A new dawn on the Nile?

The official as well as the unofficial American reaction to the third Egyptian revolution in a bit more than 60 years (and the second in less than two years) was mixed.

egypt Republican Guards stand in line 370 (photo credit: REUTERS)
egypt Republican Guards stand in line 370
(photo credit: REUTERS)
At the time of writing, the battle for Egypt’s hearts and minds is not over, indeed it may yet deteriorate into fully fledged civil war, but if the millions of Egyptians who demonstrated in the streets demanding the ouster of the Morsi regime triumph, it could herald normalcy for their country and perhaps also for major parts of the entire region.
The role played by the army in the upheaval, though much criticized abroad, may actually have paved the road toward eventually establishing in the country on the Nile, for the first time in its history, democratic rule, representing the will of the majority of its people.
The official as well as the unofficial American reaction to the third Egyptian revolution in a bit more than 60 years (and the second in less than two years) was mixed.
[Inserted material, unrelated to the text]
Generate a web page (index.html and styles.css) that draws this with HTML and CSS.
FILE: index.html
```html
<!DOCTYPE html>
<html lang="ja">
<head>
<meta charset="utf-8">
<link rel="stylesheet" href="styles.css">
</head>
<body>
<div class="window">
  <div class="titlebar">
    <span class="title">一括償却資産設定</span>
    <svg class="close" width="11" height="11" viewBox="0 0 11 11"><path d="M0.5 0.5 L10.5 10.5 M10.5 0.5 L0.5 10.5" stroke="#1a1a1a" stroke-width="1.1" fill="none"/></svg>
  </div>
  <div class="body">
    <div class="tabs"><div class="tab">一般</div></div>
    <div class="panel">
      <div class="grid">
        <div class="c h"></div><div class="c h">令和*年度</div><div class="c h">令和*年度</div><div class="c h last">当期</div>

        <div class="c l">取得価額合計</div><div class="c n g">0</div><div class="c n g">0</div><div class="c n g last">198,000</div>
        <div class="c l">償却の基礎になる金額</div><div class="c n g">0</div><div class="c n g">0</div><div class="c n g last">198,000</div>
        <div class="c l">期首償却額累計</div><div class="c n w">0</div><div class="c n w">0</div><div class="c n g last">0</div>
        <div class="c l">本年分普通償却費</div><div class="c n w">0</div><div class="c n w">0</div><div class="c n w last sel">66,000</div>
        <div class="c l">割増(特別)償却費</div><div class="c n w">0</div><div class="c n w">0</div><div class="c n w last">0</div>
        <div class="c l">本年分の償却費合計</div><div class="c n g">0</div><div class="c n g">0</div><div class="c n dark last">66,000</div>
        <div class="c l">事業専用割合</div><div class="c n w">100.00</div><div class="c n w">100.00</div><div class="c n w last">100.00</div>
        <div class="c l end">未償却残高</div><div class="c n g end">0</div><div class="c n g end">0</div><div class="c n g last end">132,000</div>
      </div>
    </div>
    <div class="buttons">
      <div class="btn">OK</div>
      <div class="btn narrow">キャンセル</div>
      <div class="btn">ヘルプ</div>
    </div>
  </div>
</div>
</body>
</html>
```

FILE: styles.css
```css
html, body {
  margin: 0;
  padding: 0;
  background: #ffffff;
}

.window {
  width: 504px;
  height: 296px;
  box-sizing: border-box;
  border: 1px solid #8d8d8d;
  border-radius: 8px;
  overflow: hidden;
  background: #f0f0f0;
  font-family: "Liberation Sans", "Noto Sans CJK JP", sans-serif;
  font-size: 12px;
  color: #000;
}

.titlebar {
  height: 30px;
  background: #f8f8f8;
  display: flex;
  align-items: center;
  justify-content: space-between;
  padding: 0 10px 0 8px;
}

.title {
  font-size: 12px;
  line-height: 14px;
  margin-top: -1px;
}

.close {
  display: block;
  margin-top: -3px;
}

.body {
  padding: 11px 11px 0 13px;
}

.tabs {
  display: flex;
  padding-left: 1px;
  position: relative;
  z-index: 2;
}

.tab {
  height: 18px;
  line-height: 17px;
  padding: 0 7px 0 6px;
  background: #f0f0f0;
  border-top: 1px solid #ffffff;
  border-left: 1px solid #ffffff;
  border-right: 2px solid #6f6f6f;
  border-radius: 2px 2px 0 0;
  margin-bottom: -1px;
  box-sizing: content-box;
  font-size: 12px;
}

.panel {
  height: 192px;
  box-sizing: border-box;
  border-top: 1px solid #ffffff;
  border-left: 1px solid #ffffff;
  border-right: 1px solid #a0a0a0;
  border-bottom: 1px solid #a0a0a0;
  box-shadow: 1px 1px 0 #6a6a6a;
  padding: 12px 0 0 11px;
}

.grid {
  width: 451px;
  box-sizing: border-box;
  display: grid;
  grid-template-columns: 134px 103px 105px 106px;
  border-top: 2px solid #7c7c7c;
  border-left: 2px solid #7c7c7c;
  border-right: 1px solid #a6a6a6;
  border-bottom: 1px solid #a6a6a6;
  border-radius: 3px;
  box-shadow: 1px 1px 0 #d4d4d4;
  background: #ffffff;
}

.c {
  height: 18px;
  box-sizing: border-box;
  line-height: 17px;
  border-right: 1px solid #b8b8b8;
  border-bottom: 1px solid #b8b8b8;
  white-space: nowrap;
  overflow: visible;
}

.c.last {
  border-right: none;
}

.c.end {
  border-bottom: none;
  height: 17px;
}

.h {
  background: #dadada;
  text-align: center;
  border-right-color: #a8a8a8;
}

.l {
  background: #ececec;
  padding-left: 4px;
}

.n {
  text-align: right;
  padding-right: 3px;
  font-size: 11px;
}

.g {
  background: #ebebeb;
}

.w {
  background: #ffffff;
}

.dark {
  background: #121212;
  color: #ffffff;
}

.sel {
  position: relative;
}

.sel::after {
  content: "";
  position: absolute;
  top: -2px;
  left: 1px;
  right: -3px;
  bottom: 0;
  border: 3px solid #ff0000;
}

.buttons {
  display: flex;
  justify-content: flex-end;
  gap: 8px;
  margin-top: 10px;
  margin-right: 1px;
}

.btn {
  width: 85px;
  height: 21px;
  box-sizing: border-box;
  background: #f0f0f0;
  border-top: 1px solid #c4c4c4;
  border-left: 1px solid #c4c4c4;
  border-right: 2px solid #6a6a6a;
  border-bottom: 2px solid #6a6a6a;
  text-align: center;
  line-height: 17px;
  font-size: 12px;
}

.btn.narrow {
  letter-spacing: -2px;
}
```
On the one hand there was the natural reflex, weaned on the political culture of liberal democracy and the electoral process, opposing regime change by force of arms, but on the other hand there was a growing realization not only that the regime that had been forced out was, after all, of questionable legitimacy in democratic terms, but that from a practical point of view, including US strategic and diplomatic interests in the area, accommodation was a wiser policy than opposition – plus the fact that the Egyptian military was the only body which could guarantee a measure of stability as well as adherence to the peace treaty with Israel.
In most cases the active involvement of the armed forces in the political life of a country is indeed reprehensible, but there are exceptions; wouldn’t the world and Germany have been a better place (and the Jewish people’s history less tragic) if in 1933-4 and then again in 1939 and 1944 those among the higher echelons of the Wehrmacht who were eager to topple Hitler had been successful? Morsi, of course, is no Hitler, but he was (is) the leader, or at least the figurehead, of a movement which negates the very essence of democracy, freedom of expression, women’s rights (it is no accident that so many women were at the forefront of the rebellion against Morsi) and most other values cherished by enlightened humanity.
Hitler too claimed legitimacy because he had first been elected in democratic elections – and in the 1930s there were quite a few American and British politicians and journalists who agreed with him – but legitimacy means more than elections. It cannot be separated from the essence and values on which democracy is based.
In fact, though nothing can be taken for granted, the repercussions of Egypt’s third revolution may yet go much further, spelling trouble also for the region’s other Islamist movements. America and most of the West naively cheered the “Arab Spring” as a harbinger of freedom, while in effect it turned out to be a boost for political Islam which by its very nature is the reverse of liberal democracy.
Repressive and corrupt reigns of one sort were replaced by sometimes more repressive and corrupt reigns of another sort, under the mantle of religion. As Mohamed ElBaradei, who for a time was a candidate for Egyptian prime minister and one of the principal spokespersons of the revolution wrote in an article in Foreign Policy (quoted by Roger Cohen in The New York Times): “What we see.... [I]s just a change of faces, with the same mode of thinking as in Mubarak’s era – only now with a religious icing on the cake” (actually some would argue that under Mubarak Egyptians had more freedom and individual rights than under Morsi).
On top of that, the Morsi regime also was extraordinarily inefficient in even trying to solve the problems which affect most Egyptians on a daily basis – lack of food, lack of jobs, lack of a future – thus it will be up to the new leaders of Egypt, with the help of the US, to see to it that they won’t be once again disappointed in their hopes for a better life. Of course, in the Middle East nothing should be taken for granted, and the most unexpected and supposedly illogical is often the most plausible (which is one of the reasons for the many intelligence failures of the West in the region).
But as Liz Sly, The Washington Post’s foreign correspondent put it: “There can be little doubt that the spectre of the Arab world’s most populous nation rising up in seemingly unprecedented numbers against an Islamic leader has tainted the [Muslim] Brotherhood’s long effort to present itself as a viable alternative to the region’s mostly repressive regimes, in ways that it may find hard to redress.”
Official Israel has kept mum about the developments south of it – and rightly so.
We value our relationship with Egypt as a state, whatever its regime. The day-to-day relationship with the Morsi government was, on the whole, fairly sound. Nor should one look at the alternative through too rosetinted glasses – after all, it was the Egyptian army, not the Brotherhood that we faced on the battlefield in four wars (five if you add the War of Attrition), and the Morsi government did not contravene the terms of the peace treaty with Israel.
All things considered, the possible demise of Islamism as the major political force in at least parts of the Arab world could eventually lead to a more secular, down-to-earth and less dogmatic and intolerant attitude on the part of our neighbors also to peace and to the Jewish state – and also on the plus side, it could weaken Hamas, the Muslim Brotherhood’s local kid brother.
The author is a former ambassador to the US.